#Getting and Cleaning Data - Course Project
The script assumes that there is folder datasets with the Samsung data in the working directory. Afterwards, the script follows the assignment requirements.
- Read train and test datasets - the following datasets are read:
- activity_labels.txt
- features.txt
- test/subject_test.txt
- test/X_test.txt
- test/y_test.txt
- train/subject_train.txt
- train/X_train.txt
- train/y_train.txt
The datasets in test/Inertial Signals/ and train/Inertial Signals/ are not read as we do not need them for the analysis.
-
Steps 2 - extracting measurements on the mean and standard deviation, merging the test and train datasets and naming the variables with more descriptive names.

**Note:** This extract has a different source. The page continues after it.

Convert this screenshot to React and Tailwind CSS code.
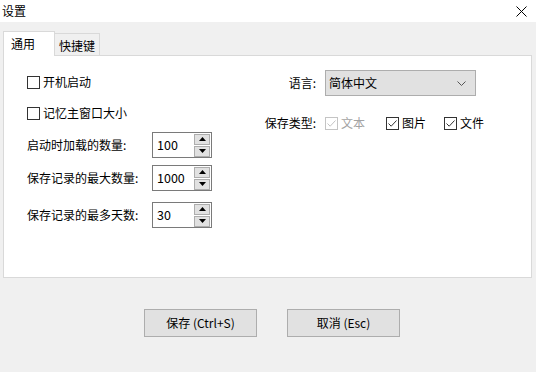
import React from "react";

const font = { fontFamily: '"Noto Sans CJK SC", "Noto Sans", sans-serif' };

function CheckBox({ checked, disabled, label }) {
    const border = disabled ? "border-[#c4c4c4]" : "border-[#333333]";
    const stroke = disabled ? "#c4c4c4" : "#333333";
    return (
        <div className="flex items-center h-[16px]">
            <div className={`w-[13px] h-[13px] border ${border} bg-white flex items-center justify-center`}>
                {checked && (
                    <svg width="11" height="11" viewBox="0 0 11 11">
                        <path d="M1.5 5.5 L4.2 8.2 L9.5 2.5" fill="none" stroke={stroke} strokeWidth="1" />
                    </svg>
                )}
            </div>
            <span className={`ml-[3px] text-[12px] leading-[16px] ${disabled ? "text-[#a3a3a3]" : "text-black"}`}>
                {label}
            </span>
        </div>
    );
}

function Spin({ value }) {
    return (
        <div className="w-[60px] h-[26px] border border-[#7a7a7a] bg-white flex items-center">
            <span className="flex-1 pl-[4px] text-[12.5px] leading-[14px] text-black">{value}</span>
            <div className="flex flex-col gap-[1px] mr-[1px]">
                <div className="w-[16px] h-[11px] bg-[#e1e1e1] border border-[#adadad] flex items-center justify-center">
                    <svg width="7" height="4" viewBox="0 0 7 4"><path d="M0 4 L3.5 0 L7 4 Z" fill="#000" /></svg>
                </div>
                <div className="w-[16px] h-[11px] bg-[#e1e1e1] border border-[#adadad] flex items-center justify-center">
                    <svg width="7" height="4" viewBox="0 0 7 4"><path d="M0 0 L3.5 4 L7 0 Z" fill="#000" /></svg>
                </div>
            </div>
        </div>
    );
}

function SpinRow({ label, value, className }) {
    return (
        <div className={`flex items-center h-[26px] ${className}`}>
            <span className="w-[125px] text-[12px] leading-[16px] text-black">{label}</span>
            <Spin value={value} />
        </div>
    );
}

export default function App() {
    return (
        <div className="w-[536px] h-[372px] bg-[#f0f0f0] overflow-hidden" style={font}>
            {/* title bar */}
            <div className="h-[22px] bg-white flex items-center justify-between pl-[2px] pr-[9px]">
                <span className="text-[12px] leading-[16px] text-black">设置</span>
                <svg width="11" height="11" viewBox="0 0 11 11">
                    <path d="M0.5 0.5 L10.5 10.5 M10.5 0.5 L0.5 10.5" stroke="#000" strokeWidth="1" />
                </svg>
            </div>

            {/* tabs */}
            <div className="flex items-end pl-[3px] mt-[9px]">
                <div className="relative z-10 -mb-px w-[52px] h-[25px] bg-white border border-b-0 border-[#d9d9d9] flex items-center pl-[7px]">
                    <span className="text-[12px] leading-[16px] text-black">通用</span>
                </div>
                <div className="w-[45px] h-[22px] border border-l-0 border-b-0 border-[#d9d9d9] bg-[#f0f0f0] flex items-center pl-[4px] pt-[2px]">
                    <span className="text-[12px] leading-[16px] text-black">快捷键</span>
                </div>
            </div>

            {/* panel */}
            <div className="ml-[3px] w-[529px] h-[223px] bg-white border border-[#d9d9d9] flex">
                <div className="pl-[23px] pt-[18px] w-[229px] flex flex-col">
                    <CheckBox label="开机启动" />
                    <div className="mt-[15px]">
                        <CheckBox label="记忆主窗口大小" />
                    </div>
                    <SpinRow className="mt-[11px]" label="启动时加载的数量:" value="100" />
                    <SpinRow className="mt-[7px]" label="保存记录的最大数量:" value="1000" />
                    <SpinRow className="mt-[11px]" label="保存记录的最多天数:" value="30" />
                </div>

                <div className="pl-[25px] pt-[14px] flex flex-col">
                    <div className="flex items-center h-[26px]">
                        <span className="w-[58px] text-right text-[12px] leading-[16px] text-black">语言:</span>
                        <div className="ml-[9px] w-[151px] h-[26px] bg-[#e1e1e1] border border-[#adadad] flex items-center justify-between pl-[3px] pr-[9px]">
                            <span className="text-[12px] leading-[16px] text-black">简体中文</span>
                            <svg width="9" height="5" viewBox="0 0 9 5">
                                <path d="M0.5 0.5 L4.5 4.5 L8.5 0.5" fill="none" stroke="#555" strokeWidth="1" />
                            </svg>
                        </div>
                    </div>
                    <div className="flex items-center mt-[19px] h-[16px]">
                        <span className="w-[58px] text-right text-[12px] leading-[16px] text-black">保存类型:</span>
                        <div className="ml-[9px] flex items-center">
                            <CheckBox checked disabled label="文本" />
                            <div className="ml-[21px]">
                                <CheckBox checked label="图片" />
                            </div>
                            <div className="ml-[18px]">
                                <CheckBox checked label="文件" />
                            </div>
                        </div>
                    </div>
                </div>
            </div>

            {/* buttons */}
            <div className="flex pl-[144px] mt-[31px] gap-[30px]">
                <button className="w-[113px] h-[28px] bg-[#e1e1e1] border border-[#adadad] text-[12px] leading-[16px] text-black">
                    保存 (Ctrl+S)
                </button>
                <button className="w-[113px] h-[28px] bg-[#e1e1e1] border border-[#adadad] text-[12px] leading-[16px] text-black">
                    取消 (Esc)
                </button>
            </div>
        </div>
    );
}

Here I have assumed that by measurements on the mean and standard deviation for each measurement it is meant columns that contain one of the strigns mean() or std(). For example, that implies that fBodyAcc-mean()-X is included and fBodyAcc-meanFreq()-X is not as the latter is weighted average of the frequency components. Merging is done via rbind() because it is simple and it does not reorder the rows.
-
Step 3, which is adding descriptive activity names to name the activities in the dataset, is done next.
-
The last step is creating new tidy data set with the average of each variable for each activity and each subject, and saving that data set in output.txt.